Arsenal's attempt to get Theo Walcott to sign a new contract for less money than he wants has dragged on for months now with neither side relenting enough to make the other happy. So a day after resigning five of the club's young talents all at once, Arsene Wenger took a new approach by telling the press that Walcott owes him.
From the Independent:
"I believe what is important to keep the young players together is that at some stage I have stood up for them," Wenger said yesterday. "'I played you at 17, 18, 19 years of age and I know I took a gamble.' It is easier to take a player of 25 and put him in the team. You know what you are getting."
Wenger bought a 16-year-old Walcott from Southampton for a base transfer fee of £5 million in 2006 with add-ons for club and country appearances that could've brought it up to £9 million. And while he did stick with Walcott through numerous injuries and disappointing form over the years since, it's worth noting that even Wenger classifies all of this as "a gamble."
"If you put them in at 17 or 18, you have to stand up for them. You know you risk losing games while they are learning their job. Once you have produced them, you want to say, 'Okay, let's stay together and win together.'"
You want them to say that, sure, but banking on them doing exactly that has been a dangerous game for Wenger that has too often backfired in recent years. And if you risk losing games while they learn their job and risk losing them to another club with a bigger wage offer once they have, is it really best to be gambling on teenagers instead of those aforementioned more predictable (and expensive) players of 25?
Having invested in the future by picking Walcott for years, Wenger believes Arsenal are entitled to a return on that in the form of loyalty. "I am happy to pay Theo the money he deserves," Wenger said. "But I feel as well that I bought him at 17 years of age and spent a lot of money on him. I am a big supporter and I believe he is happy here. He has always looked to me like he is an Arsenal man."
Well, one would hope that the man signing players for Arsenal would think all the players he signs look like Arsenal men. This includes Andre Santos.
"Somewhere along the line they need to give back to the club what the club has given to them. After when a guy gets to 30, you can understand it is his last contract and if he feels he wants a change, I can understand that. This is a more sensitive age, but basically, it is a reward for our policy."
But does Walcott truly need to give back to the club what the club as been given to him? A gamble doesn't need to return the gambler's investment. That's what makes it a gamble. And what about the players who feel that their club doesn't give them what they have given the club? It would be lovely if everyone was loyal to everyone, but that isn't (and can't) be how football or any other competitive endeavor works.

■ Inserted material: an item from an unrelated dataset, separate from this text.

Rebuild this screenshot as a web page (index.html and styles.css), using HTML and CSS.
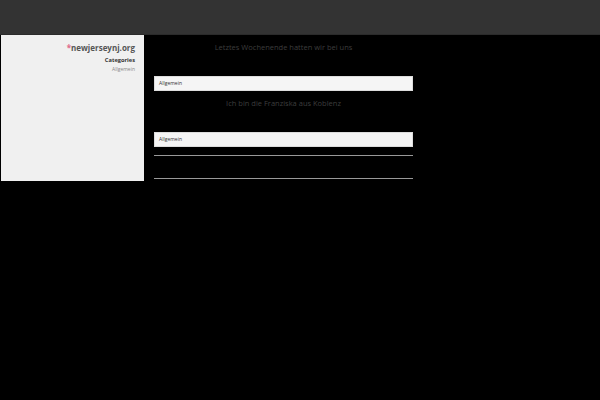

The belief that players should feel the desire to reward a club's policy beyond their contractual obligation is a romantic one, especially coming from a club that takes pride in operating like a real business with profits and a sensible budget while condemning other clubs that let human wants and whims take precedent over the bottom line. That's not to say that Wenger's feelings aren't understandable, but they shouldn't be a negotiating tactic either.